Find an injective but not surjective function to a infinite set X A set if infinite iff there exists an injective function f that maps X to X for which f(x) is a proper subset of X. I only know that set X is infinite and I do not know anything about the range of the set. Could any one give me an example of an injective but not surjective mapping of X?
Thank you 
 A: If the only thing you know about $X$ is that it is infinite, then it is not possible to describe such a mapping precisely enough that you can know what it does to each element. You don't even know what the elements are, so how would the example be able to tell what happens to them?
Using the Axiom of Choice, one can prove (see below) that every infinite $X$ has a subset $Y$ that is in bijective correspondence with $\mathbb N$. In that case you can construct $f$ as "for every element $x$ that corresponds to a natural number $n$, $f(x)$ is the element that corresponds to $n+1$; if $x$ doesn't correspond to a natural, $f(x)=x$.

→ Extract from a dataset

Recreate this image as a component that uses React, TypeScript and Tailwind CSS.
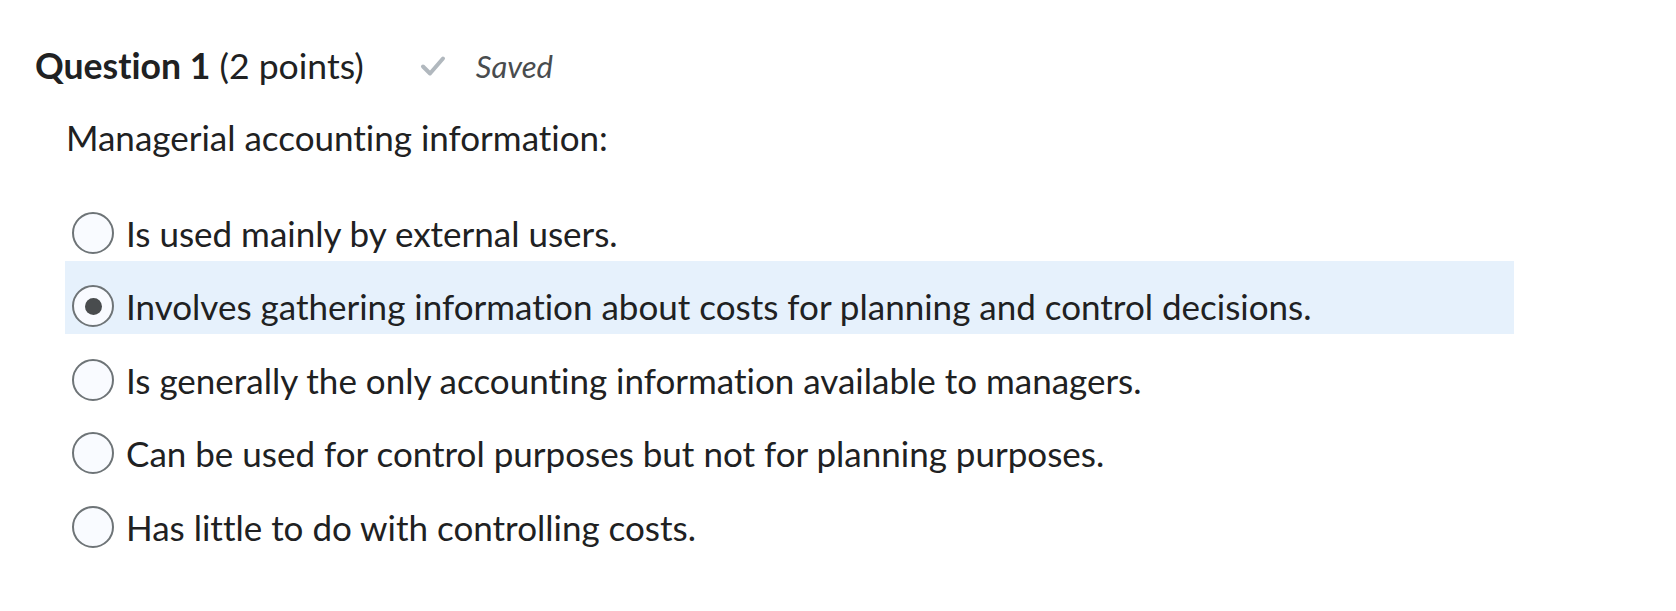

Proof of above claim. Let $X$ be infinite; we want to construct a injection $\varphi:\mathbb N\to X$. Then the image of $\varphi$ will be the requested $Y$.
Fix a choice function $g:\mathcal P(X)\setminus\{\varnothing\}\to X$, and define $\varphi$ recursively:
$$ \varphi(n) = g\bigl( X\setminus \{\varphi(i) \mid i<n\} \bigr) $$
The argument $X\setminus\{\varphi(i) \mid i<n\}$ is always non-empty because $X$ is infinite and there are only finitely many $\varphi(i)$ with $i<n$. So there are elements in $X$ that don't get removed.
Then $\varphi$ is injective: If $b>a$, then $\varphi(a)\ne\varphi(b)$ because $\varphi(b)$ will have been constructed as $g$ of a set where $\varphi(a)$ has explicitly been removed.
(Actually one needs only the axiom of Countable Choice, but that's a bit more involved -- see sketch by Asaf in the comments).
A: Let $X$ be the natural numbers and let $f ( x ) = x+1$ the mapping is injective and range$(f )=\mathbb {N}\setminus \{1\}$ which is infinite.